Regisseur Werner Bauer macht die buchbedingten Längen nämlich durch eine temporeiche und pointierte Inszenierung mit gutem Timing und aktuellem Bezug (Schwester Mary Lafer und Schwester Mary Lichter) wieder wett. Zu den Höhepunkten dabei zählen ausnahmslos alle Szenen mit den Nonnen: Wann immer der Nonnenchor auf der Bühne ist, schwappt eine rhythmische Welle der guten Laune in den Zuschauerraum und animiert zum Mitwippen.
Herrlich agiert Masha Karell mit ihrer volltönenden Stimme und einer schauspielerischen Glanzleistung, wenn ihre kühl-distanzierte Mutter Oberin im Verlauf der Handlung langsam auftaut. Ebenso großartig spielen und singen Mona Graw als Schwester Mary Lazarus und Jennifer Kohl als Schwester Mary Patrick. Gerade Letztere hat durch die dankbare Rolle etliche Lacher auf ihrer Seite. Eine starke Entwicklung vom grauen Mäuschen zu einer selbstbewussten jungen Frau gelingt Katia Bischoff als Schwester Mary Robert, die gesanglich aus dem Vollen schöpft und mehr als einmal auf sich aufmerksam macht. Überzeugend als Monsignore ist darüber hinaus Andreas Goebel, dem eine herzerfrischende Darstellung seiner Rolle gelingt.
Martin Pasching spielt den Gangsterboss Curtis Jackson mit authentischer Mimik sowie Gestik und gefällt gesanglich durch seine sicher geführte Stimme. Ihm zur Seite stehen Benjamin Eberling als Joey, Florian Albers als TJ und Mathias Meffert als Pablo, die wunderbar alberne Sidekicks abgeben und sich gegenseitig perfekt die Bälle zuspielen.

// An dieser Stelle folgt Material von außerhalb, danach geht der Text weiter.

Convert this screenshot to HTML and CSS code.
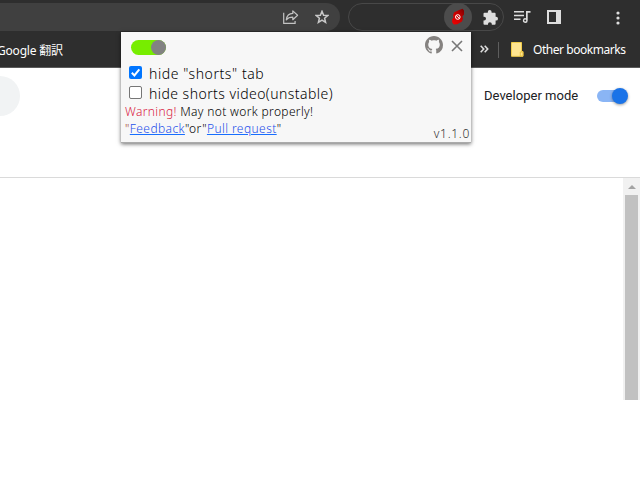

Fabio Diso mimt einen liebenswürdigen Eddie Fritzinger, den man einfach knuddeln möchte, wenn er mal wieder unter seinem alten Spitznamen Schwitze-Fritze zu leiden hat. Gesanglich überzeugt er ebenfalls auf ganzer Linie. Doch „Sister Act“ steht und fällt letztendlich mit der Hauptdarstellerin – und die ist in Person von Peti van der Velde großartig! Die Wandlung von der flippigen Discosängerin zu einer Frau, die erkennt, dass Freundschaft und Zusammenhalt wichtiger sind als materielle Werte, gelingt ihr spielend. Gesanglich vermag sie mit ihrer kräftigen Stimme zu überzeugen, wenn sie Songs wie „Zeig‘ mir den Himmel“ oder „Fabelhaft, Baby“ geradezu rockt.
Stark sind auch die Leistungen des weiteren Ensembles, aus dem unter anderem Janina Niehus (als Schwester Mary Teresa mit ihrer Suppenkelle) oder Julian Schier (als den schnellen Bühnentod sterbender Ernie) hervorstechen. Sehenswert sind weiterhin die spritzige Choreografie von Till Nau sowie die Kostüme von Karin Alberti. Gelungen ist zudem das Bühnenbild von Jens Janke, der wieder einmal abwechslungsreiche Szenerien entworfen hat. Durch zweckdienlich fahrbare Elemente entstehen in Windeseile immer wieder neue Handlungsorte, was bestens zum Drive der Inszenierung passt.
Trotz der Längen im Buch macht „Sister Act“ in Tecklenburg insgesamt großen Spaß. Die mitreißenden Songs, die Witze, das großartige Orchester und die erstklassige Riege der Darstellerinnen und Darsteller versprechen einen kurzweiligen Abend. Gerade in der aktuellen Zeit, die von Pandemie, Krieg und Inflation gezeichnet ist, erweist sich diese Show als echter Spaßgarant.